As layoffs continue to batter U.S. technology workers, forcing them to hunt aggressively for jobs after a decade-long boom in demand for their services, some are striking out at those who journeyed to America as skilled laborers under the H-1B visa program.

Some of the attacks rankle their targets as evidence of racism at work; others believe they stem from economic fears. Temporary work programs, especially the H-1B system, have long been a target of labor unions and U.S.-based minority engineers. Opponents of the visa system contend that importing cheaper overseas labor depresses wages for all technology workers and deprives minority and older Americans of a chance to enter and advance in the field.

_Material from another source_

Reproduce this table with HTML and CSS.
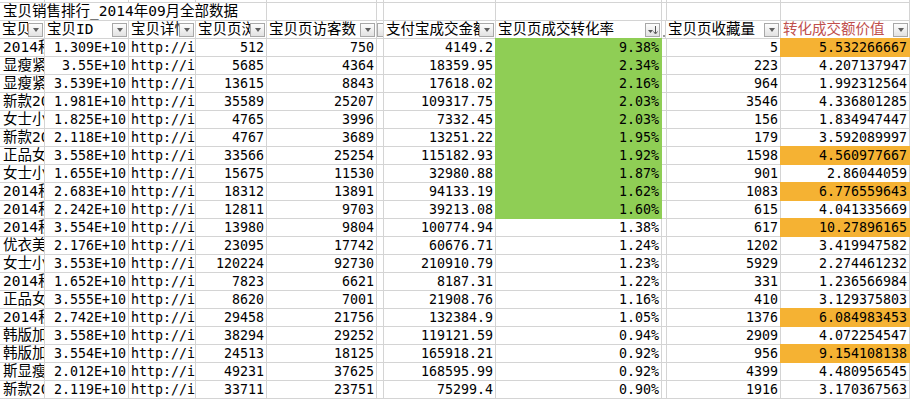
FILE: index.html
```html
<!DOCTYPE html>
<html lang="zh-CN">
<head>
<meta charset="utf-8">
<title>宝贝销售排行</title>
<link rel="stylesheet" href="styles.css">
</head>
<body>
<div class="sheet">
  <div class="c top"></div><div class="c top"></div><div class="c top"></div><div class="c top"></div><div class="c top"></div><div class="c top"></div><div class="c top"></div><div class="c top"></div><div class="c top"></div><div class="c top"></div><div class="c top"></div>

  <div class="c title">宝贝销售排行_2014年09月全部数据</div>
  <div class="c"></div><div class="c"></div><div class="c"></div><div class="c"></div><div class="c"></div><div class="c"></div><div class="c"></div>

  <div class="c h"><span class="t">宝贝名称</span><span class="btn"></span></div>
  <div class="c h"><span class="t">宝贝ID</span><span class="btn"></span></div>
  <div class="c h"><span class="t">宝贝详情</span><span class="btn"></span></div>
  <div class="c h"><span class="t">宝贝页浏览量</span><span class="btn"></span></div>
  <div class="c h"><span class="t">宝贝页访客数</span><span class="btn"></span></div>
  <div class="c hn1"><span class="pbtn"></span></div>
  <div class="c h"><span class="t">支付宝成交金额</span><span class="btn"></span></div>
  <div class="c h"><span class="t">宝贝页成交转化率</span><span class="btn sort"><svg width="13" height="12" viewBox="0 0 13 12"><path d="M2 6h5l-2.5 3z" fill="#555"/><path d="M9.5 2v7" stroke="#555" stroke-width="1"/><path d="M7.5 7.5l2 2.5 2-2.5" fill="none" stroke="#555" stroke-width="1"/></svg></span></div>
  <div class="c hn2"><span class="dot"></span></div>
  <div class="c h"><span class="t">宝贝页收藏量</span><span class="btn"></span></div>
  <div class="c h red"><span class="t">转化成交额价值</span><span class="btn"></span></div>

  <div class="c a">2014秋冬新款</div><div class="c r">1.309E+10</div><div class="c">http://item.taobao.com</div><div class="c r">512</div><div class="c r">750</div><div class="c"></div><div class="c r">4149.2</div><div class="c r green">9.38%</div><div class="c"></div><div class="c r">5</div><div class="c r orange">5.532266667</div>
  <div class="c a">显瘦紧身</div><div class="c r">3.55E+10</div><div class="c">http://item.taobao.com</div><div class="c r">5685</div><div class="c r">4364</div><div class="c"></div><div class="c r">18359.95</div><div class="c r green">2.34%</div><div class="c"></div><div class="c r">223</div><div class="c r">4.207137947</div>
  <div class="c a">显瘦紧身</div><div class="c r">3.539E+10</div><div class="c">http://item.taobao.com</div><div class="c r">13615</div><div class="c r">8843</div><div class="c"></div><div class="c r">17618.02</div><div class="c r green">2.16%</div><div class="c"></div><div class="c r">964</div><div class="c r">1.992312564</div>
  <div class="c a">新款2014</div><div class="c r">1.981E+10</div><div class="c">http://item.taobao.com</div><div class="c r">35589</div><div class="c r">25207</div><div class="c"></div><div class="c r">109317.75</div><div class="c r green">2.03%</div><div class="c"></div><div class="c r">3546</div><div class="c r">4.336801285</div>
  <div class="c a">女士小脚</div><div class="c r">1.825E+10</div><div class="c">http://item.taobao.com</div><div class="c r">4765</div><div class="c r">3996</div><div class="c"></div><div class="c r">7332.45</div><div class="c r green">2.03%</div><div class="c"></div><div class="c r">156</div><div class="c r">1.834947447</div>
  <div class="c a">新款2014</div><div class="c r">2.118E+10</div><div class="c">http://item.taobao.com</div><div class="c r">4767</div><div class="c r">3689</div><div class="c"></div><div class="c r">13251.22</div><div class="c r green">1.95%</div><div class="c"></div><div class="c r">179</div><div class="c r">3.592089997</div>
  <div class="c a">正品女装</div><div class="c r">3.558E+10</div><div class="c">http://item.taobao.com</div><div class="c r">33566</div><div class="c r">25254</div><div class="c"></div><div class="c r">115182.93</div><div class="c r green">1.92%</div><div class="c"></div><div class="c r">1598</div><div class="c r orange">4.560977667</div>
  <div class="c a">女士小脚</div><div class="c r">1.655E+10</div><div class="c">http://item.taobao.com</div><div class="c r">15675</div><div class="c r">11530</div><div class="c"></div><div class="c r">32980.88</div><div class="c r green">1.87%</div><div class="c"></div><div class="c r">901</div><div class="c r">2.86044059</div>
  <div class="c a">2014秋冬新款</div><div class="c r">2.683E+10</div><div class="c">http://item.taobao.com</div><div class="c r">18312</div><div class="c r">13891</div><div class="c"></div><div class="c r">94133.19</div><div class="c r green">1.62%</div><div class="c"></div><div class="c r">1083</div><div class="c r orange">6.776559643</div>
  <div class="c a">2014秋冬新款</div><div class="c r">2.242E+10</div><div class="c">http://item.taobao.com</div><div class="c r">12811</div><div class="c r">9703</div><div class="c"></div><div class="c r">39213.08</div><div class="c r green">1.60%</div><div class="c"></div><div class="c r">615</div><div class="c r">4.041335669</div>
  <div class="c a">2014秋冬新款</div><div class="c r">3.554E+10</div><div class="c">http://item.taobao.com</div><div class="c r">13980</div><div class="c r">9804</div><div class="c"></div><div class="c r">100774.94</div><div class="c r">1.38%</div><div class="c"></div><div class="c r">617</div><div class="c r orange">10.27896165</div>
  <div class="c a">优衣美女装</div><div class="c r">2.176E+10</div><div class="c">http://item.taobao.com</div><div class="c r">23095</div><div class="c r">17742</div><div class="c"></div><div class="c r">60676.71</div><div class="c r">1.24%</div><div class="c"></div><div class="c r">1202</div><div class="c r">3.419947582</div>
  <div class="c a">女士小脚</div><div class="c r">3.553E+10</div><div class="c">http://item.taobao.com</div><div class="c r">120224</div><div class="c r">92730</div><div class="c"></div><div class="c r">210910.79</div><div class="c r">1.23%</div><div class="c"></div><div class="c r">5929</div><div class="c r">2.274461232</div>
  <div class="c a">2014秋冬新款</div><div class="c r">1.652E+10</div><div class="c">http://item.taobao.com</div><div class="c r">7823</div><div class="c r">6621</div><div class="c"></div><div class="c r">8187.31</div><div class="c r">1.22%</div><div class="c"></div><div class="c r">331</div><div class="c r">1.236566984</div>
  <div class="c a">正品女装</div><div class="c r">3.555E+10</div><div class="c">http://item.taobao.com</div><div class="c r">8620</div><div class="c r">7001</div><div class="c"></div><div class="c r">21908.76</div><div class="c r">1.16%</div><div class="c"></div><div class="c r">410</div><div class="c r">3.129375803</div>
  <div class="c a">2014秋冬新款</div><div class="c r">2.742E+10</div><div class="c">http://item.taobao.com</div><div class="c r">29458</div><div class="c r">21756</div><div class="c"></div><div class="c r">132384.9</div><div class="c r">1.05%</div><div class="c"></div><div class="c r">1376</div><div class="c r orange">6.084983453</div>
  <div class="c a">韩版加绒</div><div class="c r">3.558E+10</div><div class="c">http://item.taobao.com</div><div class="c r">38294</div><div class="c r">29252</div><div class="c"></div><div class="c r">119121.59</div><div class="c r">0.94%</div><div class="c"></div><div class="c r">2909</div><div class="c r">4.072254547</div>
  <div class="c a">韩版加绒</div><div class="c r">3.554E+10</div><div class="c">http://item.taobao.com</div><div class="c r">24513</div><div class="c r">18125</div><div class="c"></div><div class="c r">165918.21</div><div class="c r">0.92%</div><div class="c"></div><div class="c r">956</div><div class="c r orange">9.154108138</div>
  <div class="c a">斯显瘦裤</div><div class="c r">2.012E+10</div><div class="c">http://item.taobao.com</div><div class="c r">49231</div><div class="c r">37625</div><div class="c"></div><div class="c r">168595.99</div><div class="c r">0.92%</div><div class="c"></div><div class="c r">4399</div><div class="c r">4.480956545</div>
  <div class="c a">新款2014</div><div class="c r">2.119E+10</div><div class="c">http://item.taobao.com</div><div class="c r">33711</div><div class="c r">23751</div><div class="c"></div><div class="c r">75299.4</div><div class="c r">0.90%</div><div class="c"></div><div class="c r">1916</div><div class="c r">3.170367563</div>
</div>
</body>
</html>
```
FILE: styles.css
```css
* { box-sizing: border-box; margin: 0; padding: 0; }
html, body { background: #fff; }
body { margin: 0; overflow: hidden; }

.sheet {
  display: grid;
  grid-template-columns: 45px 84px 67px 71px 110px 7px 112px 166px 4px 115px 129px;
  grid-template-rows: 3px;
  grid-auto-rows: 18px;
  width: 911px;
  font-family: "DejaVu Sans Mono", "Noto Sans CJK SC", monospace;
  font-size: 13.3px;
  color: #000;
}

.c {
  border-right: 1px solid #d4d4d4;
  border-bottom: 1px solid #d4d4d4;
  overflow: hidden;
  white-space: nowrap;
  line-height: 17px;
  padding: 0 2px;
}
.r { text-align: right; }
.a { font-size: 14.5px; padding-left: 3px; }
.title { grid-column: span 4; font-size: 14.5px; padding-left: 3px; overflow: visible; }

.green {
  background: #8fce55;
  border-color: #8fce55;
  box-shadow: -1px 0 0 #8fce55, 0 -1px 0 #8fce55, -1px -1px 0 #8fce55;
}
.orange {
  background: #f5b233;
  border-color: #f5b233;
  box-shadow: -1px 0 0 #f5b233, 0 -1px 0 #f5b233, -1px -1px 0 #f5b233;
}

.h {
  display: flex;
  align-items: center;
  padding: 0 1px 0 2px;
  font-size: 14.5px;
}
.h .t { flex: 1; min-width: 0; overflow: hidden; }
.red { color: #c0504d; }

.btn {
  flex: none;
  width: 15px;
  height: 14px;
  border: 1px solid #a8a8a8;
  background: linear-gradient(#fdfdfd, #e2e2e2);
  display: flex;
  align-items: center;
  justify-content: center;
}
.btn::after {
  content: "";
  border-left: 3.5px solid transparent;
  border-right: 3.5px solid transparent;
  border-top: 4px solid #606060;
  margin-top: 1px;
}
.btn.sort::after { display: none; }

.hn1 { padding: 0; display: flex; align-items: center; }
.pbtn {
  width: 6px;
  height: 14px;
  border: 1px solid #a8a8a8;
  border-right: none;
  background: linear-gradient(#fdfdfd, #e2e2e2);
}
.hn2 { padding: 0; display: flex; align-items: flex-end; }
.dot { width: 2px; height: 2px; background: #9a9a9a; margin: 0 0 1px 1px; }
```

"Even during the time where there were claims of a tremendous [employee] shortage, there were lots of people being left out," said Norman Matloff, a professor at the University of California at Davis and one of the nation's most vocal H-1B critics.

But, as businesses grew exponentially and demanded more well-trained employees during the capital-fueled 1990s, Congress hiked the number of foreigners who could work in the country. A Georgetown University study last year pegged the number of H-1B holders in the United States at 420,000 -- and estimated it would grow to 710,000 by 2002.

The rising tide of overseas workers during uncertain economic times has contributed to a "deep and growing anger" toward the H-1B program, said John Miano, a veteran New Jersey programmer and an official in the Programmers Guild, a group that fights increases in employment-based immigration. Miano said that for the most part, U.S. workers and their foreign-born counterparts are quite tolerant of each other.

"How long this tolerance is going to last, I don't know," he said in an e-mail interview.